⟨

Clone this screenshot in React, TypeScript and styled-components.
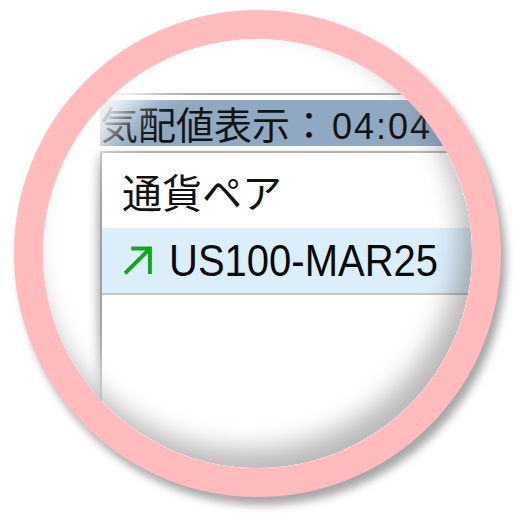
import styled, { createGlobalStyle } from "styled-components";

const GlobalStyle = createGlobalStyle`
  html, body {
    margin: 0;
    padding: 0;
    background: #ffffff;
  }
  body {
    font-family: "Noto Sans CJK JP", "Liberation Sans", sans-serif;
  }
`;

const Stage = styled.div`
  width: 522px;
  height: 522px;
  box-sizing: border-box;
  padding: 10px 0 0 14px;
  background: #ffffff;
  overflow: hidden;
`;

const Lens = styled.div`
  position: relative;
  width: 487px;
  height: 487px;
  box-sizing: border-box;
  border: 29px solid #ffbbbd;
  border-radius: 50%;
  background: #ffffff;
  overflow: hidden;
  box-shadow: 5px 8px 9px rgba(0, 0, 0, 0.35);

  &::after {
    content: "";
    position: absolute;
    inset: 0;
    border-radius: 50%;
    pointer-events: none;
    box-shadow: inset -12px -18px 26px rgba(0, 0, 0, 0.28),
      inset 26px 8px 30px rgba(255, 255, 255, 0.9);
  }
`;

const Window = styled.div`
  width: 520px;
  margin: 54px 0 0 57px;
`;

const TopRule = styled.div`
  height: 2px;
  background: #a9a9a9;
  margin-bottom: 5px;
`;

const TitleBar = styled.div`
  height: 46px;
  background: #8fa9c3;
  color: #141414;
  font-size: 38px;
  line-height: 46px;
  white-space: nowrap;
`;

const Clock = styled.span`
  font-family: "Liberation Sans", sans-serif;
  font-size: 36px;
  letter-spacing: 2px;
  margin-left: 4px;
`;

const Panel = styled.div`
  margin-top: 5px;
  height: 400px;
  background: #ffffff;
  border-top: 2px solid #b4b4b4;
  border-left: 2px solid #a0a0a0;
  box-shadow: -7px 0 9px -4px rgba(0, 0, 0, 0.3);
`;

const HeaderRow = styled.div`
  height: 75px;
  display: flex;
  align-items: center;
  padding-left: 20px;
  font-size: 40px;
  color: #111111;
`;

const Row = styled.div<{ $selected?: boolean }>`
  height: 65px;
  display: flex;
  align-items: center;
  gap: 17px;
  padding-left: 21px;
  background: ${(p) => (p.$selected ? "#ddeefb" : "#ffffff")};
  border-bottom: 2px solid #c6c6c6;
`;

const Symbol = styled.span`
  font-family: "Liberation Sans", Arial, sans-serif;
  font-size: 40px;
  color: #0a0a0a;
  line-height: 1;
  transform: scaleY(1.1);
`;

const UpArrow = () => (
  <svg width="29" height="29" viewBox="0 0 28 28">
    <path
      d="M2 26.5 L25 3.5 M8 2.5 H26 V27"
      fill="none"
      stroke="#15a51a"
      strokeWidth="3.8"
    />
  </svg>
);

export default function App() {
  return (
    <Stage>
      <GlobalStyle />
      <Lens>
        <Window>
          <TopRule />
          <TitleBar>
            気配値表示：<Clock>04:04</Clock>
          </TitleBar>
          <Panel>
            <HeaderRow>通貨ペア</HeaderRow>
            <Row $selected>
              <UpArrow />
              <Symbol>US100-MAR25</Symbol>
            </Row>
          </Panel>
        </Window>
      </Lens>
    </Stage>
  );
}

⟩

- _Challenge_
Retype the whole listing exactly and leave the pictures out.

- _Exercise solution_
Clone this screenshot in React, TypeScript and styled-components.
import styled, { createGlobalStyle } from "styled-components";

const GlobalStyle = createGlobalStyle`
  html, body {
    margin: 0;
    padding: 0;
    background: #ffffff;
  }
  body {
    font-family: "Noto Sans CJK JP", "Liberation Sans", sans-serif;
  }
`;

const Stage = styled.div`
  width: 522px;
  height: 522px;
  box-sizing: border-box;
  padding: 10px 0 0 14px;
  background: #ffffff;
  overflow: hidden;
`;

const Lens = styled.div`
  position: relative;
  width: 487px;
  height: 487px;
  box-sizing: border-box;
  border: 29px solid #ffbbbd;
  border-radius: 50%;
  background: #ffffff;
  overflow: hidden;
  box-shadow: 5px 8px 9px rgba(0, 0, 0, 0.35);

  &::after {
    content: "";
    position: absolute;
    inset: 0;
    border-radius: 50%;
    pointer-events: none;
    box-shadow: inset -12px -18px 26px rgba(0, 0, 0, 0.28),
      inset 26px 8px 30px rgba(255, 255, 255, 0.9);
  }
`;

const Window = styled.div`
  width: 520px;
  margin: 54px 0 0 57px;
`;

const TopRule = styled.div`
  height: 2px;
  background: #a9a9a9;
  margin-bottom: 5px;
`;

const TitleBar = styled.div`
  height: 46px;
  background: #8fa9c3;
  color: #141414;
  font-size: 38px;
  line-height: 46px;
  white-space: nowrap;
`;

const Clock = styled.span`
  font-family: "Liberation Sans", sans-serif;
  font-size: 36px;
  letter-spacing: 2px;
  margin-left: 4px;
`;

const Panel = styled.div`
  margin-top: 5px;
  height: 400px;
  background: #ffffff;
  border-top: 2px solid #b4b4b4;
  border-left: 2px solid #a0a0a0;
  box-shadow: -7px 0 9px -4px rgba(0, 0, 0, 0.3);
`;

const HeaderRow = styled.div`
  height: 75px;
  display: flex;
  align-items: center;
  padding-left: 20px;
  font-size: 40px;
  color: #111111;
`;

const Row = styled.div<{ $selected?: boolean }>`
  height: 65px;
  display: flex;
  align-items: center;
  gap: 17px;
  padding-left: 21px;
  background: ${(p) => (p.$selected ? "#ddeefb" : "#ffffff")};
  border-bottom: 2px solid #c6c6c6;
`;

const Symbol = styled.span`
  font-family: "Liberation Sans", Arial, sans-serif;
  font-size: 40px;
  color: #0a0a0a;
  line-height: 1;
  transform: scaleY(1.1);
`;

const UpArrow = () => (
  <svg width="29" height="29" viewBox="0 0 28 28">
    <path
      d="M2 26.5 L25 3.5 M8 2.5 H26 V27"
      fill="none"
      stroke="#15a51a"
      strokeWidth="3.8"
    />
  </svg>
);

export default function App() {
  return (
    <Stage>
      <GlobalStyle />
      <Lens>
        <Window>
          <TopRule />
          <TitleBar>
            気配値表示：<Clock>04:04</Clock>
          </TitleBar>
          <Panel>
            <HeaderRow>通貨ペア</HeaderRow>
            <Row $selected>
              <UpArrow />
              <Symbol>US100-MAR25</Symbol>
            </Row>
          </Panel>
        </Window>
      </Lens>
    </Stage>
  );
}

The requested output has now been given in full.